Part 1: https://medium.com/illumination-curated/surrender-to-the-mystery-a0cc003a3380

Part 2: https://medium.com/illumination-curated/a-world-of-perspective-99b22fdd9b8a

Some words from The Wise

When I was studying philosophy I often heard a famous saying attributed to Socrates, which could be paraphrased as ‘the only thing I know is that I know nothing.’

Back then, Socrates seemed to me to have been something of an ass. I chalked up his vaunted reputation to a commonly appearing form of philosophical anti-rationalism, which seemed to me to make a virtue of ignorance

The quote just annoyed me. Here’s this ancient Greek fellow, who didn’t think he knew anything, being upheld to me as the epitome of wisdom.

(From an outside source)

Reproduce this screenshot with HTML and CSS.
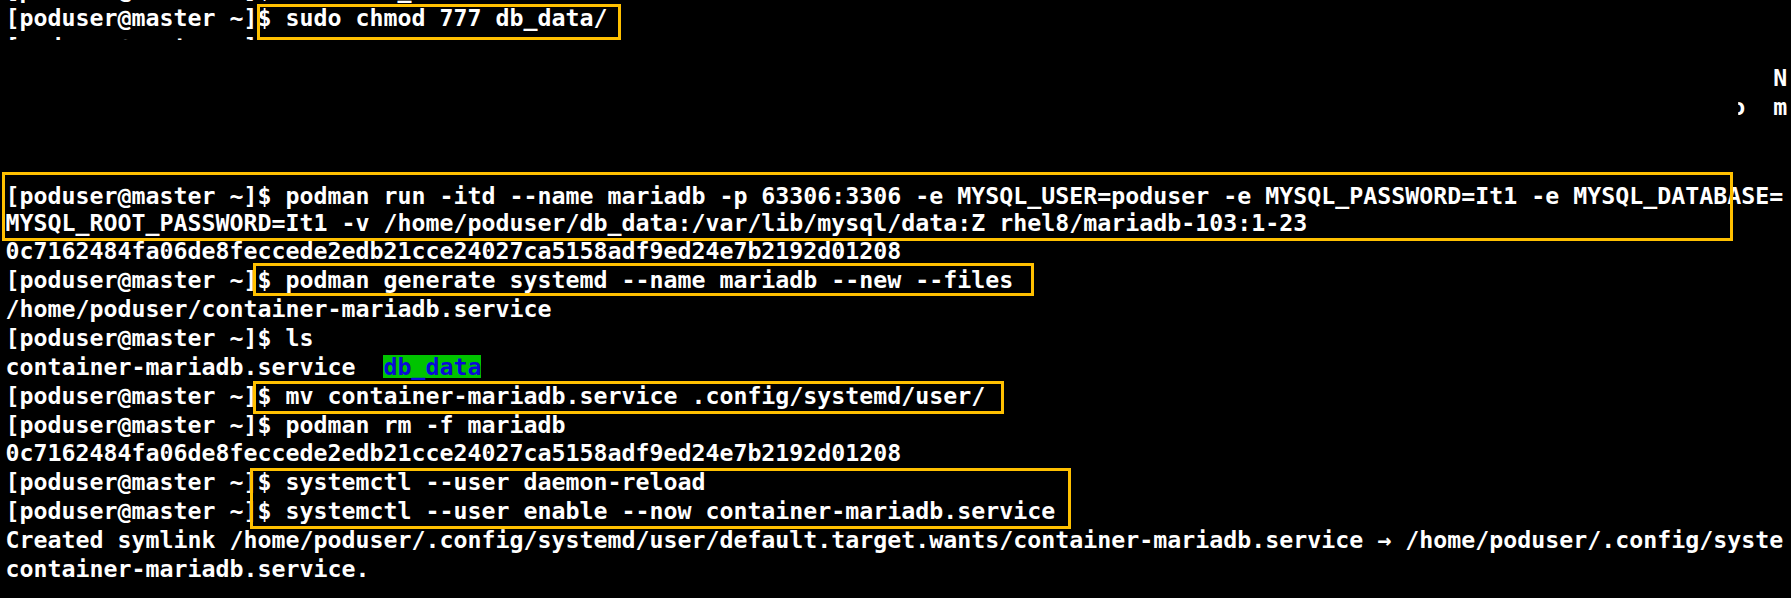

I thought we should just take him at his word, abandon him to his ignorance and spend time with better thinkers.

His words bugged me, because I was obsessed with knowing.

Knowledge is power, or so the cliché goes and, in my youth, I was under the mostly-mistaken impression that knowledge would grant me some control of my life and help me to engineer my highest destiny.

By the time I was pursuing my masters, I had already spent fifteen years or so cloistered in my room, devouring any work, on any subject, that would help me piece together the puzzle of life.

I found Socrates’s denial of my holy grail to be borderline offensive.

A sense of security

I was only too aware of the fact that I was still ignorant of so much of life, but I desperately wanted to believe I was making progress.

On one level, my quest for knowledge was important and necessary. On another it was a psychological safety-blanket.

Feeling like I had the answers was a form of psychological control. It stopped me feeling helpless in the face of all the unknowns that were bearing down on me, especially my not-knowing how my life might ‘be made’ to unfold in a way that would align to my hopes and dreams.

Of course life was living me, so I couldn’t actually make it do anything, but it took time to learn that all I could really do was align with my true nature and follow the flow of my destiny, as it unfolded through me.

At that time, however, I felt like if I studied all I could about the nature of reality and human life, I would thereby empower myself and have the best possible basis from which to make choices and forge my way forward.

There was obviously some truth in that assumption but, in retrospect, there was also a lot of confusion about how life works.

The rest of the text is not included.